§ **INFORMATION PROVIDED**:
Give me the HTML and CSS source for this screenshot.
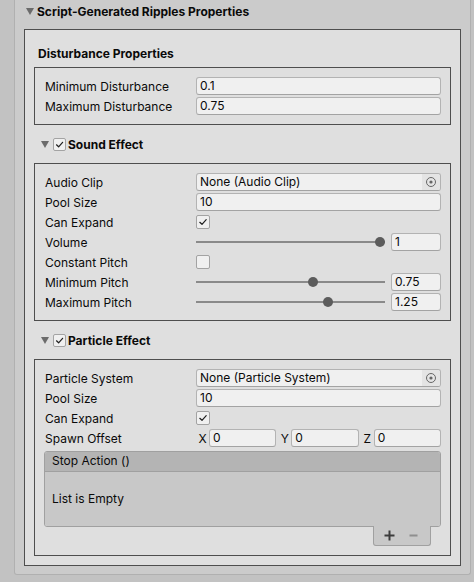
FILE: index.html
```html
<!DOCTYPE html>
<html>
<head>
<meta charset="utf-8">
<link rel="stylesheet" href="styles.css">
</head>
<body>
<div class="panel">
  <div class="title"><span class="tri"></span><span>Script-Generated Ripples Properties</span></div>
  <div class="outer">
    <div class="heading">Disturbance Properties</div>
    <div class="box">
      <div class="row"><span class="label">Minimum Disturbance</span><div class="field">0.1</div></div>
      <div class="row"><span class="label">Maximum Disturbance</span><div class="field">0.75</div></div>
    </div>

    <div class="section"><span class="tri"></span><span class="hcheck"><svg viewBox="0 0 13 13" width="13" height="13"><polyline points="3.5,6.8 5.6,8.8 9.6,4.3" /></svg></span><span>Sound Effect</span></div>
    <div class="box">
      <div class="row"><span class="label">Audio Clip</span><div class="field obj"><span class="objtext">None (Audio Clip)</span><span class="picker"><svg viewBox="0 0 12 12" width="12" height="12"><circle cx="6" cy="6" r="4.5" class="ring"/><circle cx="6" cy="6" r="1.6" class="dot"/></svg></span></div></div>
      <div class="row"><span class="label">Pool Size</span><div class="field">10</div></div>
      <div class="row"><span class="label">Can Expand</span><span class="check"><svg viewBox="0 0 14 14" width="14" height="14"><polyline points="3.8,7.3 6,9.3 10.2,4.7" /></svg></span></div>
      <div class="row"><span class="label">Volume</span><div class="slider"><div class="track"><span class="knob" style="--v:1"></span></div><div class="field num">1</div></div></div>
      <div class="row"><span class="label">Constant Pitch</span><span class="check"></span></div>
      <div class="row"><span class="label">Minimum Pitch</span><div class="slider"><div class="track"><span class="knob" style="--v:0.625"></span></div><div class="field num">0.75</div></div></div>
      <div class="row"><span class="label">Maximum Pitch</span><div class="slider"><div class="track"><span class="knob" style="--v:0.7083"></span></div><div class="field num">1.25</div></div></div>
    </div>

    <div class="section"><span class="tri"></span><span class="hcheck"><svg viewBox="0 0 13 13" width="13" height="13"><polyline points="3.5,6.8 5.6,8.8 9.6,4.3" /></svg></span><span>Particle Effect</span></div>
    <div class="box">
      <div class="row"><span class="label">Particle System</span><div class="field obj"><span class="objtext">None (Particle System)</span><span class="picker"><svg viewBox="0 0 12 12" width="12" height="12"><circle cx="6" cy="6" r="4.5" class="ring"/><circle cx="6" cy="6" r="1.6" class="dot"/></svg></span></div></div>
      <div class="row"><span class="label">Pool Size</span><div class="field">10</div></div>
      <div class="row"><span class="label">Can Expand</span><span class="check"><svg viewBox="0 0 14 14" width="14" height="14"><polyline points="3.8,7.3 6,9.3 10.2,4.7" /></svg></span></div>
      <div class="row"><span class="label">Spawn Offset</span>
        <div class="vec">
          <div class="comp"><span class="axis">X</span><div class="field">0</div></div>
          <div class="comp"><span class="axis">Y</span><div class="field">0</div></div>
          <div class="comp"><span class="axis">Z</span><div class="field">0</div></div>
        </div>
      </div>
      <div class="list">
        <div class="list-head">Stop Action ()</div>
        <div class="list-body">List is Empty</div>
      </div>
      <div class="list-foot">
        <svg class="plus" viewBox="0 0 11 11" width="11" height="11"><path d="M5.5 0.5v10M0.5 5.5h10"/></svg>
        <svg class="minus" viewBox="0 0 9 11" width="9" height="11"><path d="M0.5 5.5h8"/></svg>
      </div>
    </div>
  </div>
</div>
</body>
</html>
```
FILE: styles.css
```css
* { box-sizing: border-box; }
html, body { margin: 0; }
body {
  background: #c2c2c2;
  font-family: Inter, "Noto Sans", sans-serif;
  font-size: 12px;
  color: #0a0a0a;
  width: 474px;
  height: 582px;
  overflow: hidden;
}
.panel {
  margin-left: 14px;
  width: 457px;
  background: #cbcbcb;
  border: 1px solid #b0b0b0;
  border-top: none;
  border-radius: 0 0 3px 3px;
  padding: 0 9px 8px;
}
.title {
  height: 22px;
  margin-bottom: 7px;
  display: flex;
  align-items: center;
  gap: 3px;
  padding-left: 2px;
  font-weight: 700;
}
.tri {
  width: 0;
  height: 0;
  border-left: 4px solid transparent;
  border-right: 4px solid transparent;
  border-top: 7px solid #6b6b6b;
  flex: none;
}
.outer {
  border: 1px solid #4e4e4e;
  background: #dfdfdf;
  padding: 0 9px 9px;
}
.heading {
  padding-top: 16px;
  height: 32px;
  line-height: 16px;
  margin-bottom: 5px;
  padding-left: 4px;
  font-weight: 700;
}
.box {
  border: 1px solid #4e4e4e;
  padding: 9px 9px 9px 10px;
  display: flex;
  flex-direction: column;
  gap: 2px;
}
.section {
  height: 38px;
  display: flex;
  align-items: center;
  padding-left: 7px;
  font-weight: 700;
}
.section .tri { margin-right: 4px; }
.hcheck {
  width: 13px;
  height: 13px;
  border: 1px solid #a3a3a3;
  border-radius: 2px;
  background: #f0f0f0;
  margin-right: 2px;
  position: relative;
  flex: none;
}
.hcheck svg { position: absolute; left: -1px; top: -1px; }
svg polyline { fill: none; stroke: #1e1e1e; stroke-width: 1.2; stroke-linecap: round; stroke-linejoin: round; }
.row {
  height: 18px;
  display: grid;
  grid-template-columns: 151px 1fr;
  align-items: center;
}
.label { white-space: nowrap; }
.field {
  height: 18px;
  background: #f0f0f0;
  border: 1px solid #b3b3b3;
  border-bottom-color: #a3a3a3;
  border-radius: 3px;
  padding-left: 3px;
  line-height: 16px;
  white-space: nowrap;
  overflow: hidden;
}
.obj { display: flex; padding-right: 0; }
.objtext { flex: 1; }
.picker {
  width: 18px;
  background: #e4e4e4;
  display: flex;
  align-items: center;
  justify-content: center;
}
.picker .ring { fill: none; stroke: #666; stroke-width: 1; }
.picker .dot { fill: #666; }
.check {
  width: 14px;
  height: 14px;
  border: 1px solid #a3a3a3;
  border-radius: 2px;
  background: #f0f0f0;
  position: relative;
}
.check svg { position: absolute; left: -1px; top: -1px; }
.slider {
  display: flex;
  align-items: center;
  gap: 6px;
  height: 18px;
}
.track {
  flex: 1;
  height: 2px;
  background: #8a8a8a;
  position: relative;
}
.knob {
  position: absolute;
  top: -4px;
  left: calc(var(--v) * (100% - 10px));
  width: 10px;
  height: 10px;
  border-radius: 50%;
  background: #5c5c5c;
}
.num { width: 50px; flex: none; }
.vec {
  display: flex;
  gap: 2px;
}
.comp {
  flex: 1;
  display: flex;
  align-items: center;
}
.axis { width: 13px; text-align: center; flex: none; }
.comp .field { flex: 1; }
.list {
  margin-top: 2px;
  margin-left: -1px;
  border: 1px solid #a0a0a0;
  border-radius: 3px;
  overflow: hidden;
}
.list-head {
  height: 20px;
  background: #b4b4b4;
  border-bottom: 1px solid #a0a0a0;
  padding-left: 7px;
  line-height: 18px;
}
.list-body {
  height: 54px;
  background: #c8c8c8;
  padding-left: 7px;
  line-height: 54px;
}
.list-foot {
  align-self: flex-end;
  margin-right: 10px;
  margin-top: -3px;
  width: 58px;
  height: 20px;
  background: #c8c8c8;
  border: 1px solid #a0a0a0;
  border-top: none;
  border-radius: 0 0 3px 3px;
  display: flex;
  align-items: center;
  padding-left: 10px;
  gap: 14px;
}
.list-foot path { fill: none; stroke-width: 2; }
.plus path { stroke: #3c3c3c; }
.minus path { stroke: #8f8f8f; }
```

§ **PROBLEM DETAILS**: In this exercise, set down all of the data exactly, without the pictures.

§ **THE ANSWER**:
Give me the HTML and CSS source for this screenshot.
FILE: index.html
```html
<!DOCTYPE html>
<html>
<head>
<meta charset="utf-8">
<link rel="stylesheet" href="styles.css">
</head>
<body>
<div class="panel">
  <div class="title"><span class="tri"></span><span>Script-Generated Ripples Properties</span></div>
  <div class="outer">
    <div class="heading">Disturbance Properties</div>
    <div class="box">
      <div class="row"><span class="label">Minimum Disturbance</span><div class="field">0.1</div></div>
      <div class="row"><span class="label">Maximum Disturbance</span><div class="field">0.75</div></div>
    </div>

    <div class="section"><span class="tri"></span><span class="hcheck"><svg viewBox="0 0 13 13" width="13" height="13"><polyline points="3.5,6.8 5.6,8.8 9.6,4.3" /></svg></span><span>Sound Effect</span></div>
    <div class="box">
      <div class="row"><span class="label">Audio Clip</span><div class="field obj"><span class="objtext">None (Audio Clip)</span><span class="picker"><svg viewBox="0 0 12 12" width="12" height="12"><circle cx="6" cy="6" r="4.5" class="ring"/><circle cx="6" cy="6" r="1.6" class="dot"/></svg></span></div></div>
      <div class="row"><span class="label">Pool Size</span><div class="field">10</div></div>
      <div class="row"><span class="label">Can Expand</span><span class="check"><svg viewBox="0 0 14 14" width="14" height="14"><polyline points="3.8,7.3 6,9.3 10.2,4.7" /></svg></span></div>
      <div class="row"><span class="label">Volume</span><div class="slider"><div class="track"><span class="knob" style="--v:1"></span></div><div class="field num">1</div></div></div>
      <div class="row"><span class="label">Constant Pitch</span><span class="check"></span></div>
      <div class="row"><span class="label">Minimum Pitch</span><div class="slider"><div class="track"><span class="knob" style="--v:0.625"></span></div><div class="field num">0.75</div></div></div>
      <div class="row"><span class="label">Maximum Pitch</span><div class="slider"><div class="track"><span class="knob" style="--v:0.7083"></span></div><div class="field num">1.25</div></div></div>
    </div>

    <div class="section"><span class="tri"></span><span class="hcheck"><svg viewBox="0 0 13 13" width="13" height="13"><polyline points="3.5,6.8 5.6,8.8 9.6,4.3" /></svg></span><span>Particle Effect</span></div>
    <div class="box">
      <div class="row"><span class="label">Particle System</span><div class="field obj"><span class="objtext">None (Particle System)</span><span class="picker"><svg viewBox="0 0 12 12" width="12" height="12"><circle cx="6" cy="6" r="4.5" class="ring"/><circle cx="6" cy="6" r="1.6" class="dot"/></svg></span></div></div>
      <div class="row"><span class="label">Pool Size</span><div class="field">10</div></div>
      <div class="row"><span class="label">Can Expand</span><span class="check"><svg viewBox="0 0 14 14" width="14" height="14"><polyline points="3.8,7.3 6,9.3 10.2,4.7" /></svg></span></div>
      <div class="row"><span class="label">Spawn Offset</span>
        <div class="vec">
          <div class="comp"><span class="axis">X</span><div class="field">0</div></div>
          <div class="comp"><span class="axis">Y</span><div class="field">0</div></div>
          <div class="comp"><span class="axis">Z</span><div class="field">0</div></div>
        </div>
      </div>
      <div class="list">
        <div class="list-head">Stop Action ()</div>
        <div class="list-body">List is Empty</div>
      </div>
      <div class="list-foot">
        <svg class="plus" viewBox="0 0 11 11" width="11" height="11"><path d="M5.5 0.5v10M0.5 5.5h10"/></svg>
        <svg class="minus" viewBox="0 0 9 11" width="9" height="11"><path d="M0.5 5.5h8"/></svg>
      </div>
    </div>
  </div>
</div>
</body>
</html>
```
FILE: styles.css
```css
* { box-sizing: border-box; }
html, body { margin: 0; }
body {
  background: #c2c2c2;
  font-family: Inter, "Noto Sans", sans-serif;
  font-size: 12px;
  color: #0a0a0a;
  width: 474px;
  height: 582px;
  overflow: hidden;
}
.panel {
  margin-left: 14px;
  width: 457px;
  background: #cbcbcb;
  border: 1px solid #b0b0b0;
  border-top: none;
  border-radius: 0 0 3px 3px;
  padding: 0 9px 8px;
}
.title {
  height: 22px;
  margin-bottom: 7px;
  display: flex;
  align-items: center;
  gap: 3px;
  padding-left: 2px;
  font-weight: 700;
}
.tri {
  width: 0;
  height: 0;
  border-left: 4px solid transparent;
  border-right: 4px solid transparent;
  border-top: 7px solid #6b6b6b;
  flex: none;
}
.outer {
  border: 1px solid #4e4e4e;
  background: #dfdfdf;
  padding: 0 9px 9px;
}
.heading {
  padding-top: 16px;
  height: 32px;
  line-height: 16px;
  margin-bottom: 5px;
  padding-left: 4px;
  font-weight: 700;
}
.box {
  border: 1px solid #4e4e4e;
  padding: 9px 9px 9px 10px;
  display: flex;
  flex-direction: column;
  gap: 2px;
}
.section {
  height: 38px;
  display: flex;
  align-items: center;
  padding-left: 7px;
  font-weight: 700;
}
.section .tri { margin-right: 4px; }
.hcheck {
  width: 13px;
  height: 13px;
  border: 1px solid #a3a3a3;
  border-radius: 2px;
  background: #f0f0f0;
  margin-right: 2px;
  position: relative;
  flex: none;
}
.hcheck svg { position: absolute; left: -1px; top: -1px; }
svg polyline { fill: none; stroke: #1e1e1e; stroke-width: 1.2; stroke-linecap: round; stroke-linejoin: round; }
.row {
  height: 18px;
  display: grid;
  grid-template-columns: 151px 1fr;
  align-items: center;
}
.label { white-space: nowrap; }
.field {
  height: 18px;
  background: #f0f0f0;
  border: 1px solid #b3b3b3;
  border-bottom-color: #a3a3a3;
  border-radius: 3px;
  padding-left: 3px;
  line-height: 16px;
  white-space: nowrap;
  overflow: hidden;
}
.obj { display: flex; padding-right: 0; }
.objtext { flex: 1; }
.picker {
  width: 18px;
  background: #e4e4e4;
  display: flex;
  align-items: center;
  justify-content: center;
}
.picker .ring { fill: none; stroke: #666; stroke-width: 1; }
.picker .dot { fill: #666; }
.check {
  width: 14px;
  height: 14px;
  border: 1px solid #a3a3a3;
  border-radius: 2px;
  background: #f0f0f0;
  position: relative;
}
.check svg { position: absolute; left: -1px; top: -1px; }
.slider {
  display: flex;
  align-items: center;
  gap: 6px;
  height: 18px;
}
.track {
  flex: 1;
  height: 2px;
  background: #8a8a8a;
  position: relative;
}
.knob {
  position: absolute;
  top: -4px;
  left: calc(var(--v) * (100% - 10px));
  width: 10px;
  height: 10px;
  border-radius: 50%;
  background: #5c5c5c;
}
.num { width: 50px; flex: none; }
.vec {
  display: flex;
  gap: 2px;
}
.comp {
  flex: 1;
  display: flex;
  align-items: center;
}
.axis { width: 13px; text-align: center; flex: none; }
.comp .field { flex: 1; }
.list {
  margin-top: 2px;
  margin-left: -1px;
  border: 1px solid #a0a0a0;
  border-radius: 3px;
  overflow: hidden;
}
.list-head {
  height: 20px;
  background: #b4b4b4;
  border-bottom: 1px solid #a0a0a0;
  padding-left: 7px;
  line-height: 18px;
}
.list-body {
  height: 54px;
  background: #c8c8c8;
  padding-left: 7px;
  line-height: 54px;
}
.list-foot {
  align-self: flex-end;
  margin-right: 10px;
  margin-top: -3px;
  width: 58px;
  height: 20px;
  background: #c8c8c8;
  border: 1px solid #a0a0a0;
  border-top: none;
  border-radius: 0 0 3px 3px;
  display: flex;
  align-items: center;
  padding-left: 10px;
  gap: 14px;
}
.list-foot path { fill: none; stroke-width: 2; }
.plus path { stroke: #3c3c3c; }
.minus path { stroke: #8f8f8f; }
```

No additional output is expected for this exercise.